→ WHAT YOU ARE ASKED TO DO:
Below is a listing. Quote from it, exactly, the lines from the one containing "Emit a component" down to the one containing "const Divider = ()", both ends included, and nothing else.

→ EXTRACTED RECORDS:
────────────────────────────────────────
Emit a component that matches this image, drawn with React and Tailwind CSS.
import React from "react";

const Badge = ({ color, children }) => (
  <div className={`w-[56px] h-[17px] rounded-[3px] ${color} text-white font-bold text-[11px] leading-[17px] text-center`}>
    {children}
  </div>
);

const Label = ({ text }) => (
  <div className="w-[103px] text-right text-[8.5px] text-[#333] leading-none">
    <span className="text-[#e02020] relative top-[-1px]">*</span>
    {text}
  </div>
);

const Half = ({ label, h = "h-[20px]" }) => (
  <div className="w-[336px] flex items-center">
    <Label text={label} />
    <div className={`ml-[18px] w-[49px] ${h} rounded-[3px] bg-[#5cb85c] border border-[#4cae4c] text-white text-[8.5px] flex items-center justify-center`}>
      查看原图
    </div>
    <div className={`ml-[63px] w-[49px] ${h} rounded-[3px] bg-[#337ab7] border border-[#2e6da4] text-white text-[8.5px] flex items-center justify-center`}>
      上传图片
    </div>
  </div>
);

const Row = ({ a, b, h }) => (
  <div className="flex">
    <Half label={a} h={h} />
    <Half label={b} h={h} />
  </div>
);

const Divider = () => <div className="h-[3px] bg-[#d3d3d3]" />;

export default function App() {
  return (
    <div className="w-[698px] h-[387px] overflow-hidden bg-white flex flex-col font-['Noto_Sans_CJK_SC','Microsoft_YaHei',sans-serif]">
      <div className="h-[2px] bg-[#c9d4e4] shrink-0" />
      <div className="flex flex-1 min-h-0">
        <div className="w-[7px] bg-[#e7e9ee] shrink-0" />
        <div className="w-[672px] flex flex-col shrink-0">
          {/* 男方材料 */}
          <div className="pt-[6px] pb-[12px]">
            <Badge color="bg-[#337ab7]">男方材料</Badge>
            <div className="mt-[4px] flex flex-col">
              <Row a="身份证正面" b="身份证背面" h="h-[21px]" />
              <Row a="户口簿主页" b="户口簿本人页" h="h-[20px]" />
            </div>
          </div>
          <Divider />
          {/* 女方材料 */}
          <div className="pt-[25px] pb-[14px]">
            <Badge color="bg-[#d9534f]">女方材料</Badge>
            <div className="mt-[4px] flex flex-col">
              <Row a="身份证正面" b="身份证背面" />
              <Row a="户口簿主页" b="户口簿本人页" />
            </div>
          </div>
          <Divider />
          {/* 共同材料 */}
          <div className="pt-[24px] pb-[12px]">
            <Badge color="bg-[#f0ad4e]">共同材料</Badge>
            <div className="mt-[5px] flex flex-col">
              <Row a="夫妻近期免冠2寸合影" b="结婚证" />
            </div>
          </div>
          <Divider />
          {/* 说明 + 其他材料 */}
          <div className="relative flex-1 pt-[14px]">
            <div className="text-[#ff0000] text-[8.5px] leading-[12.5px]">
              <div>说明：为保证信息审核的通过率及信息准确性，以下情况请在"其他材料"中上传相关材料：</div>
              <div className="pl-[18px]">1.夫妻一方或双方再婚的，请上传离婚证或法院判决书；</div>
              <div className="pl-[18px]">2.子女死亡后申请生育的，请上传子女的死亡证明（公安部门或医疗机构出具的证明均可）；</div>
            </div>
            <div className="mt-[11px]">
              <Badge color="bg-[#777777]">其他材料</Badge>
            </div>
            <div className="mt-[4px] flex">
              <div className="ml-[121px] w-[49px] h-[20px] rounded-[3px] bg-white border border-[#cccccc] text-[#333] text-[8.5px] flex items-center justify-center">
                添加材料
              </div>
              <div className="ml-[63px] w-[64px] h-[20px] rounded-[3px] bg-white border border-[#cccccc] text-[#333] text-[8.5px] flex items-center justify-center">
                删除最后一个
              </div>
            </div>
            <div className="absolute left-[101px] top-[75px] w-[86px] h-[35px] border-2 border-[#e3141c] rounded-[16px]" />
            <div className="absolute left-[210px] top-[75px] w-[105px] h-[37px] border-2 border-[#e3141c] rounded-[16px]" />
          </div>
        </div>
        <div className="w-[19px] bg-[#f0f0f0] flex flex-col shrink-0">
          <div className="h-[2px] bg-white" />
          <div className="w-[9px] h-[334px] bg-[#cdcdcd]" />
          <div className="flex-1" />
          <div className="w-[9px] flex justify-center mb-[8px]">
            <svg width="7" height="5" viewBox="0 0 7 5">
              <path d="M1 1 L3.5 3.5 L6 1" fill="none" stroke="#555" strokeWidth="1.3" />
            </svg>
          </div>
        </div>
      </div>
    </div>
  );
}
────────────────────────────────────────
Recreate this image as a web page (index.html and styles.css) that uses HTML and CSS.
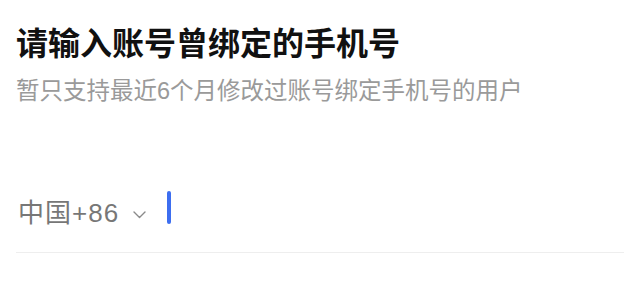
────────────────────────────────────────
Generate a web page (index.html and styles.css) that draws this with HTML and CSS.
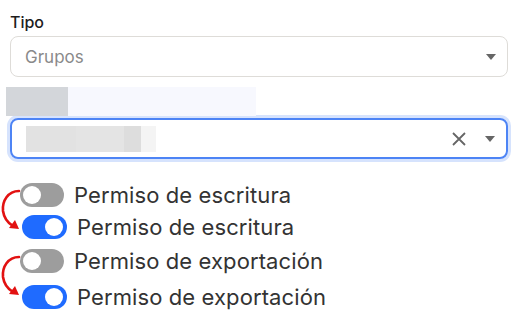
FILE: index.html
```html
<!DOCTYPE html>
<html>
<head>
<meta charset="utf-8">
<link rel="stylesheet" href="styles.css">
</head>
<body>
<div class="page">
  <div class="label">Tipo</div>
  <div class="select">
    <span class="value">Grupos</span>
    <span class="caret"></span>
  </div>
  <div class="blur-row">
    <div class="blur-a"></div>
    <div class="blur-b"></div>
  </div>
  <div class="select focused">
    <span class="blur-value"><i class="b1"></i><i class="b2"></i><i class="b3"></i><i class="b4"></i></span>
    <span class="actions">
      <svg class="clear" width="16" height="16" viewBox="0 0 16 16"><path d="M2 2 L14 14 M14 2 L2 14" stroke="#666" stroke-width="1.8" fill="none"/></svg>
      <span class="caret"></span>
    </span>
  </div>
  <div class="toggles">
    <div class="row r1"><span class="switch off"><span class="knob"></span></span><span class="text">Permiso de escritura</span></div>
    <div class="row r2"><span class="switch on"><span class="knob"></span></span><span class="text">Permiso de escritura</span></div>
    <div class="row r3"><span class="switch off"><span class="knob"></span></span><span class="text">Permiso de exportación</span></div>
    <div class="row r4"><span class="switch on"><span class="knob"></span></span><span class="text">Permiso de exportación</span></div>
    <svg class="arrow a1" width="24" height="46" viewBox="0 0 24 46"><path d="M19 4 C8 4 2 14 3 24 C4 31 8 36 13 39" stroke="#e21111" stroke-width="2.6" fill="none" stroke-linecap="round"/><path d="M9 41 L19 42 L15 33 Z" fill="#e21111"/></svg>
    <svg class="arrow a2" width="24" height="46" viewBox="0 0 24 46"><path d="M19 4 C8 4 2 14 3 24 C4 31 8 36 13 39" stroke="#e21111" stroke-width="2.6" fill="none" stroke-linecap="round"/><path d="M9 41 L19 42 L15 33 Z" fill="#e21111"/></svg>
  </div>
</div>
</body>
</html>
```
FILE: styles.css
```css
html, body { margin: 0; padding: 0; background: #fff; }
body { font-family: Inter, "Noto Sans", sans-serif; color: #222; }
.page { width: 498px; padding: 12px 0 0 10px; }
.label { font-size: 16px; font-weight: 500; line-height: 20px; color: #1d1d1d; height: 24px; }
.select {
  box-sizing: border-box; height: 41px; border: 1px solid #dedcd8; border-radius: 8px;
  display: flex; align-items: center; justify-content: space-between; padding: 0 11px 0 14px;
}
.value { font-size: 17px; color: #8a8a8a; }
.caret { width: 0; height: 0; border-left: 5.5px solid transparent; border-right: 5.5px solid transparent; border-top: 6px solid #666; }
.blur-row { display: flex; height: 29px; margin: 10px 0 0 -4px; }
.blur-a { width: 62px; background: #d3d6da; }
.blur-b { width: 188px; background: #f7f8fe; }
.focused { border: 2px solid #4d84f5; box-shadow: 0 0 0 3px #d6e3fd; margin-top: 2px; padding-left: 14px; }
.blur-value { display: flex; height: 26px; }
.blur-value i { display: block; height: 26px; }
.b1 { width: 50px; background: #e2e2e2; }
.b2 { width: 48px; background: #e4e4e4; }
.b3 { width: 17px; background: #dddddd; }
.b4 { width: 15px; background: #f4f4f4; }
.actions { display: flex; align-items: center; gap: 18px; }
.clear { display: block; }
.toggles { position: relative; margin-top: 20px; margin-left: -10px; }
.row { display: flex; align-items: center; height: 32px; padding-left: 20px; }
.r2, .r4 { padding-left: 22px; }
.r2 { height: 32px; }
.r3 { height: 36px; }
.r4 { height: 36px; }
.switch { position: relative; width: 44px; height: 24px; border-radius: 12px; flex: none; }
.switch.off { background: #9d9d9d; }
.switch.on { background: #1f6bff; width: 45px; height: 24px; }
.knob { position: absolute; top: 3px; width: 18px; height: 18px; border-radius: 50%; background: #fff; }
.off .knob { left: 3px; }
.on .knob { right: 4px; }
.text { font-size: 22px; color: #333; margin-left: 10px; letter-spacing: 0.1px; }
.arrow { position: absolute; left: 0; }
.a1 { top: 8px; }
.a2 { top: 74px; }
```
────────────────────────────────────────
→ FINAL RESULT:
Emit a component that matches this image, drawn with React and Tailwind CSS.
import React from "react";

const Badge = ({ color, children }) => (
  <div className={`w-[56px] h-[17px] rounded-[3px] ${color} text-white font-bold text-[11px] leading-[17px] text-center`}>
    {children}
  </div>
);

const Label = ({ text }) => (
  <div className="w-[103px] text-right text-[8.5px] text-[#333] leading-none">
    <span className="text-[#e02020] relative top-[-1px]">*</span>
    {text}
  </div>
);

const Half = ({ label, h = "h-[20px]" }) => (
  <div className="w-[336px] flex items-center">
    <Label text={label} />
    <div className={`ml-[18px] w-[49px] ${h} rounded-[3px] bg-[#5cb85c] border border-[#4cae4c] text-white text-[8.5px] flex items-center justify-center`}>
      查看原图
    </div>
    <div className={`ml-[63px] w-[49px] ${h} rounded-[3px] bg-[#337ab7] border border-[#2e6da4] text-white text-[8.5px] flex items-center justify-center`}>
      上传图片
    </div>
  </div>
);

const Row = ({ a, b, h }) => (
  <div className="flex">
    <Half label={a} h={h} />
    <Half label={b} h={h} />
  </div>
);

const Divider = () => <div className="h-[3px] bg-[#d3d3d3]" />;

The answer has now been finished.